Showing posts with label Mandelbrot. Show all posts
Showing posts with label Mandelbrot. Show all posts

Saturday, February 6, 2010

Navigating the Dark Heart of Chaos


I've complemented the Riemann zeta viewer with a suite of Mac XCode applications to visualize a full spectrum of complex functions, from the familiar 'dark heart' of the Mandelbrot set, through polynomials, and rational functions to a variety of transcendental functions.

The dark heart viewer enables exploration of functions with multiple critical points and shows where the higher dimensional variants of the parameter plane (Mandelbrot set) cardioid appear in subtle places in functions like the 'cubic' Cos(z) +c (compare Coz(z)+c below with the cubic z^3-z+c in the above icon) and the 'quartic' c(Cos(z)+Cos(2z))

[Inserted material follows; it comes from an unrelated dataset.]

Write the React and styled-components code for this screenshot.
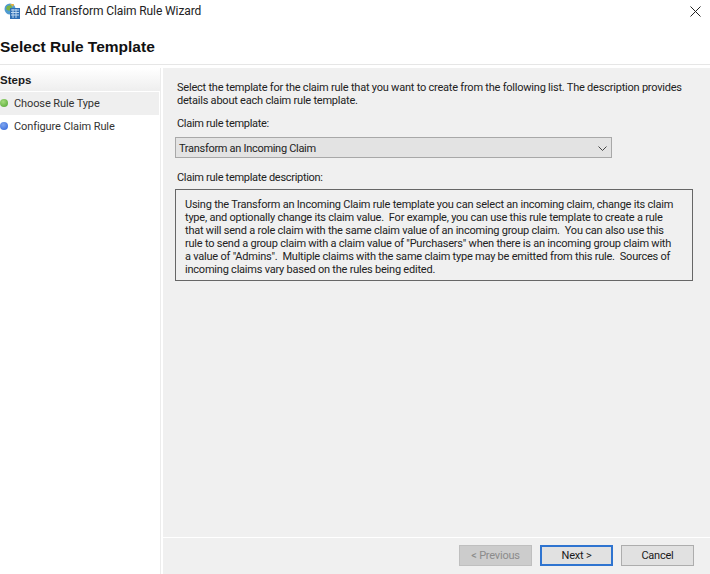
import React from "react";
import styled, { createGlobalStyle } from "styled-components";

const GlobalStyle = createGlobalStyle`
  html, body {
    margin: 0;
    padding: 0;
    background: #ffffff;
  }
  body {
    font-family: Roboto, "Liberation Sans", Arial, sans-serif;
    font-size: 11px;
    letter-spacing: -0.22px;
    color: #1a1a1a;
  }
`;

const Wizard = styled.div`
  width: 710px;
  height: 574px;
  display: flex;
  flex-direction: column;
  overflow: hidden;
  background: #fff;
`;

const TitleBar = styled.div`
  height: 22px;
  display: flex;
  align-items: center;
  padding: 0 9px 0 4px;
  gap: 4px;
`;

const TitleText = styled.div`
  flex: 1;
  font-size: 12px;
  letter-spacing: -0.1px;
  color: #222;
`;

const Heading = styled.h1`
  margin: 0;
  height: 43px;
  box-sizing: border-box;
  padding-top: 17px;
  font-family: "Liberation Sans", Arial, sans-serif;
  font-size: 15.5px;
  letter-spacing: 0;
  line-height: 16px;
  font-weight: bold;
  color: #111;
  border-bottom: 1px solid #e6e6e6;
`;

const Body = styled.div`
  flex: 1;
  display: flex;
  min-height: 0;
  padding-top: 3px;
`;

const Sidebar = styled.div`
  width: 160px;
  flex-shrink: 0;
  border-right: 1px solid #ececec;
`;

const StepsHeader = styled.div`
  height: 23px;
  box-sizing: border-box;
  padding-top: 5px;
  font-family: "Liberation Sans", Arial, sans-serif;
  font-weight: bold;
  font-size: 11.5px;
  letter-spacing: 0;
  line-height: 14px;
  color: #1a1a1a;
  background: linear-gradient(#ffffff, #eeeeee);
`;

const Step = styled.div`
  height: 23px;
  box-sizing: border-box;
  padding-bottom: 1px;
  margin-top: ${(p) => (p.$first ? "1px" : "0")};
  width: 159px;
  display: flex;
  align-items: center;
  gap: 6px;
  background: ${(p) => (p.$active ? "#efefef" : "#fff")};
  color: #333;
  letter-spacing: -0.1px;
`;

const Dot = styled.span`
  width: 8px;
  height: 8px;
  border-radius: 50%;
  background: radial-gradient(circle at 40% 35%, ${(p) => p.$light}, ${(p) => p.$color});
`;

const Main = styled.div`
  flex: 1;
  min-width: 0;
  margin-left: 2px;
  display: flex;
  flex-direction: column;
  background: #f0f0f0;
`;

const Content = styled.div`
  flex: 1;
  padding: 13px 17px 0 12px;
  color: #222;
`;

const Intro = styled.p`
  margin: 0 0 0 2px;
  line-height: 13px;
  white-space: pre;
`;

const FieldLabel = styled.div`
  margin: ${(p) => p.$top}px 0 0 2px;
  line-height: 14px;
  letter-spacing: -0.3px;
`;

const Select = styled.div`
  margin-top: 6px;
  width: 437px;
  height: 21px;
  box-sizing: border-box;
  border: 1px solid #a8a8a8;
  background: #e3e3e3;
  display: flex;
  align-items: center;
  justify-content: space-between;
  padding: 1px 4px 0 3px;
  letter-spacing: -0.3px;
`;

const Description = styled.div`
  margin-top: 4px;
  width: 518px;
  height: 92px;
  box-sizing: border-box;
  border: 1px solid #666;
  padding: 8px 8px 0 9px;
  line-height: 13px;
  white-space: pre;
`;

const Footer = styled.div`
  height: 37px;
  box-sizing: border-box;
  border-top: 1px solid #fff;
  display: flex;
  justify-content: flex-end;
  gap: 8px;
  padding: 7px 16px 0 0;
`;

const Button = styled.button`
  width: 73px;
  height: 21px;
  box-sizing: border-box;
  padding: 0;
  font: inherit;
  letter-spacing: inherit;
  color: ${(p) => (p.disabled ? "#8b8b8b" : "#1a1a1a")};
  background: ${(p) => (p.disabled ? "#cccccc" : "#e1e1e1")};
  border: ${(p) => (p.$primary ? "2px solid #2f74d0" : "1px solid #adadad")};
  border-color: ${(p) => (p.disabled ? "#bfbfbf" : "")};
`;

const WizardIcon = () => (
  <svg width="17" height="17" viewBox="0 0 17 17">
    <circle cx="6" cy="6" r="5.5" fill="#4f9bd0" />
    <path d="M3 3 L7 2 L8 5 L5 8 L2 6 Z" fill="#7cb342" />
    <path d="M6 1 L10 1 L9 4 Z" fill="#e8b23a" />
    <rect x="6" y="5" width="10" height="11" fill="#2f6fb5" />
    <path d="M7 7 H15 M7 9.5 H15 M7 12 H15 M9 6 V15 M12 6 V15" stroke="#bcd7f0" strokeWidth="1" />
  </svg>
);

const CloseIcon = () => (
  <svg width="11" height="11" viewBox="0 0 11 11">
    <path d="M0.5 0.5 L10.5 10.5 M10.5 0.5 L0.5 10.5" stroke="#222" strokeWidth="1" fill="none" />
  </svg>
);

const Chevron = () => (
  <svg width="9" height="5" viewBox="0 0 9 5">
    <path d="M0.5 0.5 L4.5 4.5 L8.5 0.5" stroke="#444" strokeWidth="1" fill="none" />
  </svg>
);

const intro =
  "Select the template for the claim rule that you want to create from the following list. The description provides\ndetails about each claim rule template.";

const description =
  'Using the Transform an Incoming Claim rule template you can select an incoming claim, change its claim\ntype, and optionally change its claim value.  For example, you can use this rule template to create a rule\nthat will send a role claim with the same claim value of an incoming group claim.  You can also use this\nrule to send a group claim with a claim value of "Purchasers" when there is an incoming group claim with\na value of "Admins".  Multiple claims with the same claim type may be emitted from this rule.  Sources of\nincoming claims vary based on the rules being edited.';

export default function App() {
  return (
    <Wizard>
      <GlobalStyle />
      <TitleBar>
        <WizardIcon />
        <TitleText>Add Transform Claim Rule Wizard</TitleText>
        <CloseIcon />
      </TitleBar>
      <Heading>Select Rule Template</Heading>
      <Body>
        <Sidebar>
          <StepsHeader>Steps</StepsHeader>
          <Step $first $active>
            <Dot $color="#4da32f" $light="#a5dc7c" />
            Choose Rule Type
          </Step>
          <Step>
            <Dot $color="#2d62d8" $light="#7fa6f0" />
            Configure Claim Rule
          </Step>
        </Sidebar>
        <Main>
          <Content>
            <Intro>{intro}</Intro>
            <FieldLabel $top={10}>Claim rule template:</FieldLabel>
            <Select>
              Transform an Incoming Claim
              <Chevron />
            </Select>
            <FieldLabel $top={13}>Claim rule template description:</FieldLabel>
            <Description>{description}</Description>
          </Content>
          <Footer>
            <Button disabled>&lt; Previous</Button>
            <Button $primary>Next &gt;</Button>
            <Button>Cancel</Button>
          </Footer>
        </Main>
      </Body>
    </Wizard>
  );
}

The most up-to-date downloadable releases of the major XCode applications, which have been tested for both Tiger and Snow Leopard are as follows:

  1. Riemann Zeta Viewer: Application - Source - RZ Flight Manual
  2. Dark Heart Viewer: Application - Source - DH Flight Manual
  3. Wave Function Method Viewer: Application - Source - WF Flight Manual
  4. Modified Inverse Iteration Viewer: Application - Source
  5. Herman Ring 4D parameter Viewer: Application - Source
  6. Eight Critical Point csin(z)/z Viewer: Application - Source
  7. Collatz 3n+1 Complex Map Viewer: Application - Source

DHViewer and RZViewer are the twin primary applications covering most of the research examples.

RZViewer deals with all the weird analogues of the Riemann zeta function, while the twin application DHViewer examines a wide variety of rational and transcendental functions. This means that the widest variety of complex functions are explored including some of the most difficult ones to model.

The Wave Function method is a method I invented, which performs effective inverse iteration by forward mapping the domain and colouring by a wave function of the eventual iterated range. As far as I know it is the only method which enables inverse iteration of functions like zeta or compex functions whose inverses cannot be solved explicitly. For comparison see the modified inverse application which works only for the standard map f(z)=z2+c.

The Herman viewer examines the Herman ring map h(z)=cz2(z-r)/(rz-1), which has two complex parameters. Following each parmeter in sequence to give an effective 4D parameter exploration involving whole classes of Mandelbrot sets for the second parameter c.

The remaining XCode viewers and source code cover specific techniques with the standard quadratic function, have also een tested on Tiger and Snow Leopard and can be accessed through links in the papers.

Research Papers

Thursday, January 14, 2010

Visualizing the Fractal Dynamics of Riemann Zeta

Zeta, its Mandelbrot set, the root Julia set of c=0 and the Julia set of Newton's method, converging to the zeta zeros.

I have just develped a natty research application for Mac using XCode, which is a state of the art viewer and analytical tool for investigating the notorious Riemann zeta function and its Mandelbrot and Julia sets. You can download and explore this viewer and its source code and related research at:
http://www.dhushara.com/DarkHeart/

Thanks to Mike Lewinski (see comments) who noticed it was not working in Snow Leopard this application and the other three associated fractal applications, including the twin application DHViewer which looks at the dynamics of rational and transcendental complex functions now should all be working in all systems from Tiger to snow Leopard.

RZViewer contains all the bells and whistles in terms of interactive menus check boxes and input and output necessary to manipulate and investigate the Riemann zeta function and its fractal properties and those of a spectrum of related Dirichlet L-functions which share the same enigmatic zeros.


These are very strange functions, unlike the trigonometric, exponential, logarithmic, rational and polynomial functions we are used to dealing with in calculus. They require massive computation and are complicated to program as they are represented as infinite series and products of complex numbers, so it was somewhat of a victory to find that the coding could be done directly using the gcc C library complex.h.

The viewer exposes in ultra-fast code many features of these functions which have not to my knowledge been explored before. Many of the images are intriguingly different from the fractal sets of standard functions we are more used to, although they do share some universal fractal properties.